The Miami area is a diverse community with a large proportion of foreign-born residents, in large part due to its close proximity to Latin America and the Caribbean. Another factor is residents who were formerly snowbirds from the Northeast and, to a lesser extent, countries such as Canada.

As of the 2005 American Community Survey,  5,334,685 people lived in the metropolis.

As of 2005, 83% of the people at least one year old living in the Miami metro area were living in the same residence one year earlier; 12% had moved during the past year from another residence in the same county, 2% from another county in the same state, 2% from another state, and 1% from abroad.

As of 2005, 83% of people 25 years and over had at least graduated from high school and 30% had a bachelor's degree or higher. Among people 16 to 19 years old, 7% were dropouts; they were not enrolled in school and had not yet graduated from high school. The total school enrollment in the Miami Metro Area was 1.4 million in 2005. Nursery school and kindergarten enrollment was 170,000 and elementary or high school enrollment was 879,000 children. College or graduate school enrollment was 354,000.

As of 2005, 14% of those in the Miami metropolitan area were in poverty. 19% of related children under 18 were below the poverty level, compared with 14% of people 65 years old and over. 11% of all families, and 26% of families with a female householder and no husband present had incomes below the poverty level.

As of 2005, 63% of greater Miami residents were born in the United States (30% in Florida and 33% elsewhere in the country) and 37% were foreign-born.

Age and gender 
As of the 2010 U.S. census, there were 5,564,635 people of which 2.8 million (52%) were female and 2.6 million (48%) were male. The median age was 38.6 years. 24% of the population were under 18 years and 15% were 65 years and older. There were 2,097,626 households, and 1,378,108 families residing in the Miami metropolitan area.

Ethnicity 
The racial makeup of the population of the Miami area [6,066,387] as of 2016:
 White: 70%
 White Hispanic: 31.1%
 White Non-Hispanic: 39.2%
 Black or African American: 21.1%
 Native American and Alaskan Native: 0.2%
 Asian: 2.6%
 Native Hawaiian and Pacific Islander: 0%
 Other races: 3.4%
 Two or more races: 2.6%
 Hispanic or Latino (of any race) were 46.1% of the population

Language
Among people at least five years old living in the region in 2005, 52% spoke primarily English at home, while 48% spoke some other language. Of those speaking a language other than English at home, 78% spoke Spanish (37% of the total population). Other languages widely spoken in the region include Haitian Creole, French, German, Arabic, Hebrew, Italian, Portuguese, Russian and Yiddish.
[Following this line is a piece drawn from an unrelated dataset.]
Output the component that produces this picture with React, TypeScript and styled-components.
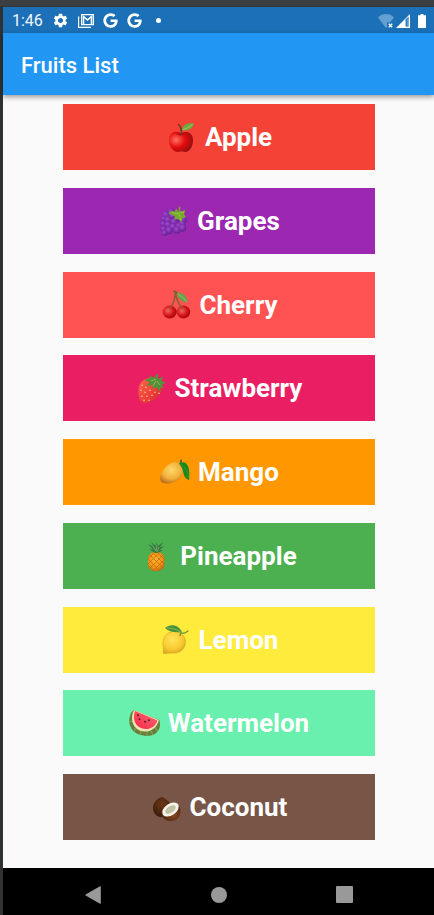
import React from "react";
import styled, { createGlobalStyle } from "styled-components";
import { MdSettings } from "react-icons/md";
import { FaGoogle } from "react-icons/fa";

const GlobalStyle = createGlobalStyle`
  * { box-sizing: border-box; }
  body { margin: 0; background: #fafafa; font-family: Roboto, sans-serif; }
`;

const Frame = styled.div`
  min-height: 100vh;
  display: flex;
  flex-direction: column;
  border-left: 3px solid #2f3133;
`;

const WindowEdge = styled.div`
  height: 7px;
  margin-left: -3px;
  background: #3c3f41;
  border-bottom: 1px solid #333638;
`;

const StatusBar = styled.div`
  height: 26px;
  display: flex;
  align-items: center;
  justify-content: space-between;
  padding: 1px 8px 0 9px;
  background: #1b70b7;
  color: #fff;
`;

const Notifications = styled.div`
  display: flex;
  align-items: center;
  gap: 9px;
`;

const Clock = styled.time`
  font-size: 16px;
  line-height: 20px;
  color: #f0f6fb;
`;

const Dot = styled.span`
  width: 5px;
  height: 5px;
  margin-left: 5px;
  border-radius: 50%;
  background: #fff;
`;

const Signals = styled.div`
  display: flex;
  align-items: center;
  gap: 2px;
`;

const AppBar = styled.header`
  height: 62px;
  display: flex;
  align-items: center;
  padding: 4px 18px 0;
  background: #2196f3;
  color: #fff;
  box-shadow: 0 2px 5px rgba(0, 0, 0, 0.4);
`;

const Title = styled.h1`
  margin: 0;
  font-size: 22px;
  line-height: 28px;
  font-weight: 500;
`;

const List = styled.main`
  flex: 1;
  display: flex;
  flex-direction: column;
  justify-content: space-between;
  gap: 8px;
  padding: 9px 59px 28px 60px;
`;

const FruitButton = styled.button<{ $color: string }>`
  height: 66px;
  display: flex;
  align-items: center;
  justify-content: center;
  gap: 7px;
  padding: 0;
  border: 0;
  background: ${(p) => p.$color};
  color: #fff;
  font: bold 26px/32px Roboto, sans-serif;
  cursor: pointer;
`;

const FruitIcon = styled.svg`
  width: 32px;
  height: 32px;
  flex: none;
`;

const NavBar = styled.nav`
  height: 47px;
  display: flex;
  align-items: center;
  justify-content: space-between;
  padding: 6px 66px 0 66px;
  background: #000;
`;

const NavButton = styled.button`
  width: 48px;
  height: 40px;
  display: flex;
  align-items: center;
  justify-content: center;
  padding: 0;
  border: 0;
  background: none;
  color: #999;
  cursor: pointer;
`;

const Apple = () => (
  <>
    <defs>
      <radialGradient id="apple" cx=".3" cy=".4" r=".75">
        <stop offset="0" stopColor="#ff7263" />
        <stop offset=".5" stopColor="#e40b0b" />
        <stop offset="1" stopColor="#8e1010" />
      </radialGradient>
    </defs>
    <path d="M15 12C11 9.500 3 10.500 3 19c0 6 4 12 9 12 1.500 0 2-.4 3.500-.4s2 .4 3.500.4c5 0 8-6 8-12 0-8-7-9.500-12-7z" fill="url(#apple)" />
    <path d="M11 12.500q4 2.500 8-.5" stroke="#8e1414" strokeWidth="1.500" fill="none" opacity=".7" />
    <path d="M12.500 3.500q3 2.500 3 9" stroke="#61402b" strokeWidth="1.600" fill="none" strokeLinecap="round" />
    <path d="M16 9c1-6 6-7.500 12-6.500-1 5-6 8-12 6.500z" fill="#6fa83f" />
    <path d="M17 8.500q5-1 9.500-5" stroke="#a8cf70" strokeWidth=".8" fill="none" />
  </>
);

const grapeDots: [number, number][] = [
  [13, 7], [8, 10], [14, 11], [20, 13], [25, 15], [5.5, 14], [10, 15], [24, 19],
  [16, 17], [20.5, 21.5], [5, 19], [10, 20], [15, 22], [19, 25], [5.5, 24], [11, 25.5], [6.5, 28], [24.5, 23],
];
const Grapes = () => (
  <>
    <defs>
      <radialGradient id="grape" cx=".4" cy=".35" r=".7">
        <stop offset="0" stopColor="#a44bd2" />
        <stop offset=".6" stopColor="#792aa5" />
        <stop offset="1" stopColor="#5f2187" />
      </radialGradient>
    </defs>
    {grapeDots.map(([x, y]) => (
      <circle key={`${x}-${y}`} cx={x} cy={y} r={x > 6.5 ? 3.8 : 3} fill="url(#grape)" />
    ))}
    <path d="M20.500 7l.5-5.500 1.500.3L22 6.600l5.500-1.600-1.500 4 2 3.500-3.500.5-1 4-3.500-3-4 .5 1-3L10 8l4-2 3 .5 1-3z" fill="#77aa2c" />
    <path d="M14 7.500l7 1.500 2 6M21 8l5-1" stroke="#95c342" strokeWidth=".9" fill="none" />
  </>
);

const Cherry = () => (
  <>
    <defs>
      <radialGradient id="cherry" cx=".38" cy=".4" r=".7">
        <stop offset="0" stopColor="#ef6b60" />
        <stop offset=".55" stopColor="#d51317" />
        <stop offset="1" stopColor="#9b0509" />
      </radialGradient>
    </defs>
    <ellipse cx="22.500" cy="23" rx="6.800" ry="6.400" fill="url(#cherry)" />
    <ellipse cx="8.700" cy="23" rx="7" ry="6.400" fill="url(#cherry)" />
    <path d="M9 20q5-8 5.500-17M14.500 3q1 10 7 17" stroke="#82602f" strokeWidth="1.500" fill="none" />
    <path d="M12.500 2l4 2" stroke="#82602f" strokeWidth="2" />
    <path d="M16 4c6-1 10 3 10.500 9.500C20 13 17 9 16 4z" fill="#62a44b" />
    <path d="M17 5q5 3 8.500 7.500" stroke="#9aca74" strokeWidth=".8" fill="none" />
  </>
);

const Strawberry = () => (
  <>
    <defs>
      <linearGradient id="berry" x1="0" y1="0" x2="1" y2="1">
        <stop offset="0" stopColor="#fb6a4b" />
        <stop offset=".55" stopColor="#f0403a" />
        <stop offset="1" stopColor="#c9252b" />
      </linearGradient>
    </defs>
    <path d="M12 6C5 8 2.500 13 2.500 19c0 5 .5 9 3 11s6 1 9-.5C20 27 27 21 26.500 15 25 7 18 4 12 6z" fill="url(#berry)" />
    <path d="M6 13v.5M10 15v.5M5 18v.5M9 20v.5M14 18v.5M6 24v.5M11 24v.5M16 23v.5M19 20v.5M8 28v.5M13 28v.5M23 21v.5" stroke="#ffe0ae" strokeWidth="1.200" strokeLinecap="round" />
    <path d="M19 6l1-4 2 .2L22 7l5-2.500L25.500 9l4.500 1.500-4 2.500 2 3-4-.5.5 4.500-4-4.500-4 1.500 1-4-7 1 3-3.500L8.500 8l5.500-2-.5-2.500z" fill="#55903a" />
    <path d="M20 7l-5 2M21 9l3 4M20 9l-3 5" stroke="#8fba5b" strokeWidth=".9" />
  </>
);

const Mango = () => (
  <>
    <defs>
      <radialGradient id="mango" cx=".48" cy=".38" r=".65">
        <stop offset="0" stopColor="#ffda67" />
        <stop offset=".6" stopColor="#f3b03c" />
        <stop offset="1" stopColor="#bd6d1b" />
      </radialGradient>
    </defs>
    <path d="M3 26.500c-3-2-2-8 1-12C8 8 15 4.500 21 6.500c5 2 5 9 1 14C17.500 27 9 29 3 26.500z" fill="url(#mango)" />
    <path d="M22 4.500v4" stroke="#5a6323" strokeWidth="1.800" strokeLinecap="round" />
    <path d="M20 7.500c6-4 12 1 10 16.500-5-2-5-5-6-9-.5-3-2-5-4-7.500z" fill="#188a1c" />
    <path d="M22 8q6 4 7.500 14" stroke="#3c992c" strokeWidth=".8" fill="none" />
  </>
);

const Pineapple = () => (
  <>
    <defs>
      <radialGradient id="pine" cx=".45" cy=".4" r=".65">
        <stop offset="0" stopColor="#ffb433" />
        <stop offset=".65" stopColor="#f39214" />
        <stop offset="1" stopColor="#bb6511" />
      </radialGradient>
      <clipPath id="pineBody">
        <rect x="7" y="12" width="16.500" height="19" rx="7" />
      </clipPath>
    </defs>
    <rect x="7" y="12" width="16.500" height="19" rx="7" fill="url(#pine)" />
    <g clipPath="url(#pineBody)" stroke="#b9670f" strokeWidth=".7">
      <path d="M3 15l18 18M6 12l18 18M10 11l16 16M15 11l10 10M3 20l6 13M28 15L10 33M25 12L7 30M20 11L4 27M15 11L5 21" />
    </g>
    <path d="M14 13L8 9l4 .5L7 4l6 3L10 2l5 4 .5-4L17 6l5-4-3 5.500 4-1.500-4 4 3 .5-6 2.500z" fill="#367b43" />
    <path d="M12 6l3 5 1-6M18 7l-2 5" stroke="#82b56d" strokeWidth=".8" fill="none" />
  </>
);

const Lemon = () => (
  <>
    <defs>
      <radialGradient id="lemon" cx=".42" cy=".35" r=".7">
        <stop offset="0" stopColor="#ffe55b" />
        <stop offset=".65" stopColor="#f9ca30" />
        <stop offset="1" stopColor="#d8a422" />
      </radialGradient>
    </defs>
    <path d="M20 8.500c5 3 7 10 4 15-2.500 4.500-7 6-12 5.500-3-.2-5 .8-8.500.5-.8-3 .5-4-.5-8C2 14 7 8 13 7.500c3 0 5 0 7 1z" fill="url(#lemon)" stroke="#d5a22a" strokeWidth=".6" />
    <path d="M28 7q-4 3.500-7 1.500l-1 3" stroke="#7d9a3a" strokeWidth="1.500" fill="none" strokeLinecap="round" />
    <path d="M5 4c6-5 14-3 17 4C15 9 9 8 5 4z" fill="#4b943b" />
    <path d="M7 4q8 0 14 4" stroke="#91bd59" strokeWidth=".8" fill="none" />
  </>
);

const Watermelon = () => (
  <>
    <defs>
      <linearGradient id="melon" x1="0" y1="1" x2="1" y2="0">
        <stop offset="0" stopColor="#fb294c" />
        <stop offset="1" stopColor="#f66a70" />
      </linearGradient>
    </defs>
    <path d="M4.500 3L2 6C-2 15 1 24 10 27.500c10 3.500 20 .5 21-9L30.500 13z" fill="#64803b" />
    <path d="M5 25l1.500-4M11 28l1-4M18 29v-4M24 28l-2-4M29 24l-3-3M.5 15l3-1" stroke="#8b9d54" strokeWidth="1.200" />
    <path d="M5 3C1 11 3 20 10.500 23.500 18 26.500 27 23.500 30 13z" fill="#f3e2b2" />
    <path d="M6 4C3.500 11 5.500 18.500 12 21c6 2.500 14 .5 16.500-7.500z" fill="url(#melon)" />
    <path d="M9 8v.5M10.500 12v.5M16 14.500v.5M20 13v.5" stroke="#35161f" strokeWidth="1.600" strokeLinecap="round" />
  </>
);

const Coconut = () => (
  <>
    <defs>
      <radialGradient id="coco" cx=".5" cy=".35" r=".65">
        <stop offset="0" stopColor="#6d3817" />
        <stop offset="1" stopColor="#3a1c0b" />
      </radialGradient>
      <radialGradient id="cocoHalf" cx=".6" cy=".6" r=".5">
        <stop offset="0" stopColor="#8a4a20" />
        <stop offset="1" stopColor="#572811" />
      </radialGradient>
    </defs>
    <path d="M11 6C7 7 2 11 2 17c0 6 5 10 10 9 6-1 8-5 8-10 0-5-5-8-9-10z" fill="url(#coco)" />
    <path d="M27 13c5 7 2 16-6 17-5 .5-9-2-10-6z" fill="url(#cocoHalf)" />
    <ellipse cx="19.500" cy="18.500" rx="9.300" ry="5.800" transform="rotate(-34 19.500 18.500)" fill="#f5f2e7" />
    <ellipse cx="19.500" cy="18.500" rx="6" ry="3.200" transform="rotate(-34 19.500 18.500)" fill="#c2c1a5" />
  </>
);

const fruits = [
  { name: "Apple", color: "#f44336", Art: Apple },
  { name: "Grapes", color: "#9c27b0", Art: Grapes },
  { name: "Cherry", color: "#ff5252", Art: Cherry },
  { name: "Strawberry", color: "#e91e63", Art: Strawberry },
  { name: "Mango", color: "#ff9800", Art: Mango },
  { name: "Pineapple", color: "#4caf50", Art: Pineapple },
  { name: "Lemon", color: "#ffeb3b", Art: Lemon },
  { name: "Watermelon", color: "#69f0ae", Art: Watermelon },
  { name: "Coconut", color: "#795548", Art: Coconut },
];

const MailIcon = () => (
  <svg width="16" height="14" viewBox="0 0 16 14" fill="none" stroke="#fff" aria-hidden="true">
    <path d="M.6 2.500v10.800h12.400" strokeWidth="1.200" />
    <path d="M3.600.7h11.800v10H3.600z" strokeWidth="1.200" />
    <path d="M5.500 10.500V2.500l4 3.500 4-3.500v8" strokeWidth="1.600" />
  </svg>
);

const WifiOffIcon = () => (
  <svg width="16" height="14" viewBox="0 0 16 14" aria-hidden="true">
    <path d="M0 3.500C4-1.100 12-1.100 16 3.500L12 8.500H9V13l-1 1z" fill="#649fd2" />
    <path d="M10.800 9.800l3.400 3.400M14.200 9.800l-3.400 3.400" stroke="#fff" strokeWidth="1.400" />
  </svg>
);

const CellIcon = () => (
  <svg width="14" height="14" viewBox="0 0 14 14" aria-hidden="true">
    <path d="M14 0v14H0z" fill="#fff" />
    <path d="M9.600 5.500L12.600 2.500v10h-3z" fill="#1b70b7" />
    <path d="M10.800 5v7.500h1.200V4z" fill="#5d9acd" />
  </svg>
);

const BatteryIcon = () => (
  <svg width="8" height="14" viewBox="0 0 8 14" aria-hidden="true">
    <path d="M2.500 0h3v1.300H8V14H0V1.300h2.500z" fill="#fff" />
  </svg>
);

const BatterySlot = styled.span`
  display: flex;
  margin-left: 6px;
`;

export default function App() {
  return (
    <Frame>
      <GlobalStyle />
      <WindowEdge />
      <StatusBar>
        <Notifications>
          <Clock>1:46</Clock>
          <MdSettings size={17} aria-hidden="true" />
          <MailIcon />
          <FaGoogle size={15} aria-hidden="true" />
          <FaGoogle size={15} aria-hidden="true" />
          <Dot />
        </Notifications>
        <Signals>
          <WifiOffIcon />
          <CellIcon />
          <BatterySlot>
            <BatteryIcon />
          </BatterySlot>
        </Signals>
      </StatusBar>
      <AppBar>
        <Title>Fruits List</Title>
      </AppBar>
      <List>
        {fruits.map(({ name, color, Art }) => (
          <FruitButton key={name} type="button" $color={color}>
            <FruitIcon viewBox="0 0 32 32" aria-hidden="true">
              <Art />
            </FruitIcon>
            {name}
          </FruitButton>
        ))}
      </List>
      <NavBar aria-label="System">
        <NavButton type="button" aria-label="Back">
          <svg width="16" height="18" viewBox="0 0 16 18" fill="currentColor">
            <path d="M15 .3Q15.800 0 15.800 1v16q0 1-.8.700L.6 9.600Q0 9 .6 8.400z" />
          </svg>
        </NavButton>
        <NavButton type="button" aria-label="Home">
          <svg width="16" height="16" viewBox="0 0 16 16" fill="currentColor">
            <circle cx="8" cy="8" r="8" />
          </svg>
        </NavButton>
        <NavButton type="button" aria-label="Recent apps">
          <svg width="17" height="17" viewBox="0 0 17 17" fill="currentColor">
            <rect width="17" height="17" rx="1" />
          </svg>
        </NavButton>
      </NavBar>
    </Frame>
  );
}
There is a strong divide between the northern and southern parts of the region in terms of dominant language. In 2010, English was the household language of 73.1% of Palm Beach County residents and 63.4% of Broward County residents but only 28.1% of Miami-Dade County residents. In contrast, 63.8% of Miami-Dade County residents spoke Spanish at home.

Religion
According to a 2014 study by the Pew Research Center, Christianity is the most prevalent religion in the Miami metropolitan area (68%), with 39% professing attendance at a variety of churches that could be considered Protestant and 27% professing Roman Catholic beliefs. Judaism is second (9%), followed by Islam, Buddhism, Hinduism and a variety of other religions have smaller followings; 21% of the population did not identify with any religion.
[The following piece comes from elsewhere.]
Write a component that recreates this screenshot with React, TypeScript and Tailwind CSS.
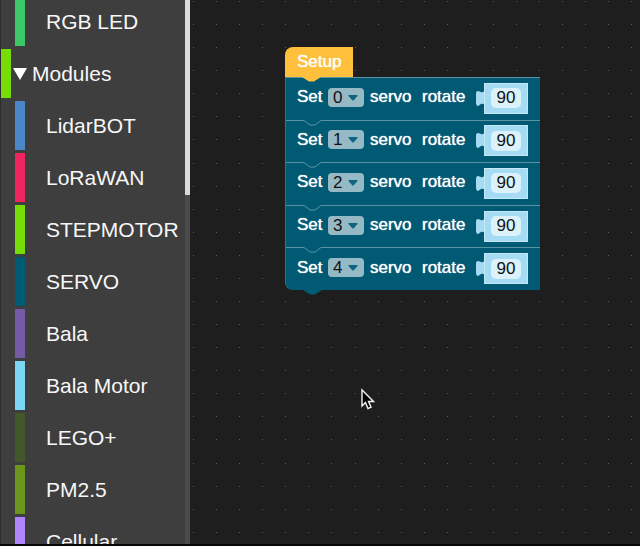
import React from "react";

type Category = { name: string; bar: string };

const modules: Category[] = [
  { name: "LidarBOT", bar: "bg-[#4a86c8]" },
  { name: "LoRaWAN", bar: "bg-[#f0245f]" },
  { name: "STEPMOTOR", bar: "bg-[#76dc05]" },
  { name: "SERVO", bar: "bg-[#005a73]" },
  { name: "Bala", bar: "bg-[#755ba5]" },
  { name: "Bala Motor", bar: "bg-[#7bd6f6]" },
  { name: "LEGO+", bar: "bg-[#43562c]" },
  { name: "PM2.5", bar: "bg-[#6c951b]" },
  { name: "Cellular", bar: "bg-[#ae84ff]" },
];

const servos = ["0", "1", "2", "3", "4"];

function CategoryRow({ name, bar }: Category) {
  return (
    <li className="pl-[15px]">
      <button type="button" className="flex h-[49px] w-full items-center gap-[21px] text-left">
        <span className={`h-full w-[10px] shrink-0 ${bar}`} />
        <span className="whitespace-nowrap">{name}</span>
      </button>
    </li>
  );
}

function Sidebar() {
  return (
    <nav
      aria-label="Block categories"
      className="flex w-[190px] shrink-0 overflow-hidden border-l border-[#2c2c2c] bg-[#3e3e3e] text-[21px] leading-6 text-[#f7f7f7] [text-shadow:0_0_1px_#ffffff99]"
    >
      <ul className="-ml-px -mt-[3px] flex min-w-0 flex-1 flex-col gap-[3px]">
        <CategoryRow name="RGB LED" bar="bg-[#3cc768]" />
        <li className="pl-px">
          <button
            type="button"
            aria-expanded="true"
            className="flex h-[49px] w-full items-center text-left"
          >
            <span className="h-full w-[10px] shrink-0 bg-[#76dc05]" />
            <svg className="ml-[2px] mr-[5px] shrink-0" width="14" height="12" viewBox="0 0 14 12" aria-hidden="true">
              <path d="M0 0H14L7 12Z" fill="#ffffff" />
            </svg>
            <span>Modules</span>
          </button>
        </li>
        {modules.map((m) => (
          <CategoryRow key={m.name} {...m} />
        ))}
      </ul>
      <div className="w-[5px] shrink-0 bg-[#4b4b4b]">
        <div className="h-[195px] bg-[#dadada]" />
      </div>
    </nav>
  );
}

function DotGrid() {
  const steps = Array.from({ length: 13 }, (_, i) => Math.round((i * 300) / 13));
  return (
    <svg className="absolute inset-0 h-full w-full" aria-hidden="true">
      <defs>
        <pattern id="dots" x="3" y="1" width="300" height="300" patternUnits="userSpaceOnUse">
          {steps.map((y) =>
            steps.map((x) => <rect key={`${x}-${y}`} x={x} y={y} width="1" height="1" fill="#5c5c5c" />)
          )}
        </pattern>
      </defs>
      <rect width="100%" height="100%" fill="url(#dots)" />
    </svg>
  );
}

function NumberBlock({ index }: { index: string }) {
  return (
    <div className="flex items-center">
      <svg className="-mr-px shrink-0" width="10" height="31" viewBox="0 0 10 31" aria-hidden="true">
        <path d="M10 5C10 8 8 10 6 9L3 8Q1 8 1 11V19Q1 23 3 23L6 21C8 20 10 21 10 24Z" fill="#a5dcf3" />
      </svg>
      <div className="flex h-[31px] w-11 items-center justify-center border border-[#c6e9f7] bg-[#a5dcf3]">
        <input
          type="text"
          defaultValue="90"
          aria-label={`Servo ${index} angle`}
          className="h-5 w-[30px] rounded-[5px] bg-[#dbf2fb] text-center text-[17px] leading-5 text-[#111111] outline-none"
        />
      </div>
    </div>
  );
}

function ServoBlock({ index, first }: { index: string; first: boolean }) {
  return (
    <div className="relative flex items-center pl-[11px] pr-3">
      <div className="absolute inset-x-0 top-0 h-px bg-[#5b93a5]" />
      {!first && (
        <svg className="absolute left-[17px] top-0" width="19" height="6" viewBox="0 0 19 6" aria-hidden="true">
          <path d="M1 0H18V1L12 5H7L1 1Z" fill="#005a73" />
          <path d="M0 .5H1L7 5H12L18 .5H19" fill="none" stroke="#5b93a5" />
        </svg>
      )}
      <div className="mr-auto flex items-center pb-[2px]">
        <span className="w-[31px]">Set</span>
        <div className="relative">
          <select
            defaultValue={index}
            aria-label={`Servo channel ${index}`}
            className="block h-[19px] w-9 appearance-none rounded-[4px] bg-[#96b9c6] pl-[5px] text-[17px] leading-[19px] text-[#111111] outline-none"
          >
            {servos.map((s) => (
              <option key={s} value={s}>
                {s}
              </option>
            ))}
          </select>
          <svg className="pointer-events-none absolute right-[6px] top-[7px]" width="10" height="6" viewBox="0 0 10 6" aria-hidden="true">
            <path d="M1 0H9Q10 0 9.500 1L6 5Q5 6 4 5L.5 1Q0 0 1 0Z" fill="#0b667e" />
          </svg>
        </div>
        <span className="ml-[6px] w-[52px]">servo</span>
        <span>rotate</span>
      </div>
      <NumberBlock index={index} />
    </div>
  );
}

function Program() {
  return (
    <div className="absolute left-[95px] top-[47px] w-[255px] text-[17px] leading-5 text-white [text-shadow:0_0_1px_#ffffff]">
      <div className="relative flex h-[30px] w-[68px] items-center rounded-tl-[8px] bg-[#fec03c] pl-3">
        Setup
        <svg className="absolute left-[17px] top-full z-10" width="19" height="5" viewBox="0 0 19 5" aria-hidden="true">
          <path d="M0 0H19L12 4.500H7Z" fill="#fec03c" />
        </svg>
      </div>
      <div className="relative grid h-[213px] grid-rows-5 rounded-bl-[8px] border-l border-[#2f7489] bg-[#005a73]">
        {servos.map((s, i) => (
          <ServoBlock key={s} index={s} first={i === 0} />
        ))}
        <svg className="absolute left-[17px] top-full" width="19" height="5" viewBox="0 0 19 5" aria-hidden="true">
          <path d="M0 0H19L12 4.500H7Z" fill="#005a73" />
        </svg>
      </div>
    </div>
  );
}

function Cursor() {
  return (
    <svg className="absolute left-[171px] top-[388px]" width="14" height="23" viewBox="0 0 14 23" aria-hidden="true">
      <path
        d="M1 2V18L4.500 14.500L7 20.500L10 19.200L7.500 13.500H12.500Z"
        fill="#000000"
        stroke="#f2f2f2"
        strokeWidth="1.400"
      />
    </svg>
  );
}

export default function App() {
  return (
    <div className="flex h-screen overflow-hidden border-b-2 border-[#060606] bg-[#1e1e1e] font-['Liberation_Sans',Arial,sans-serif]">
      <Sidebar />
      <main className="relative min-w-0 flex-1 overflow-hidden">
        <DotGrid />
        <Program />
        <Cursor />
      </main>
    </div>
  );
}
The Miami area has one of the largest Jewish communities in the United States. 10.2% of the population identified as Jewish in the 2000 Census. According to a 2011 survey of American Judaism, Palm Beach County had the most Jews of any Florida county both in absolute numbers (205,850) and as a percentage of the overall population (15.8%). Broward County came in second place with 170,700 Jewish reidents or 9.8% of the population, and Miami-Dade County came in third with 106,300 or 4.3%.

County demographics

Housing
Changes in house prices for the area are publicly tracked on a regular basis using the Case–Shiller index; the statistic is published by Standard & Poor's and is also a component of S&P's 10-city composite index of the value of the residential real estate market.

As of 2005, the Miami area had a total of 2.3 million housing units, 13% of which were vacant. Of the total housing units, 52% were in single-unit structures, 45% were in multi-unit structures, and 3% were mobile homes. 25% of the housing units were built since 1990. As of 2019, over 70% of Miami's residents are renters with median rent of $1,355, $180 over the national average.

Households and families: There were 2,338,450 households, The average household size was 2.6 people. Families made up 65% of the households in the Miami area. This figure includes both married-couple families (45%) and other families (20%). Nonfamily households made up 35% of all households in Miami. Most of the nonfamily households were people living alone, but some consisted of people living in households in which no one was related to the householder.

Occupied housing unit characteristics: In 2005, the Miami area had 2.0 million occupied housing units – 1.3 million (66%) owner occupied and 688,000 (34%) renter occupied.

As of 2010, housing costs in the Miami area typically represented 40% of household income, compared to 34% nationwide.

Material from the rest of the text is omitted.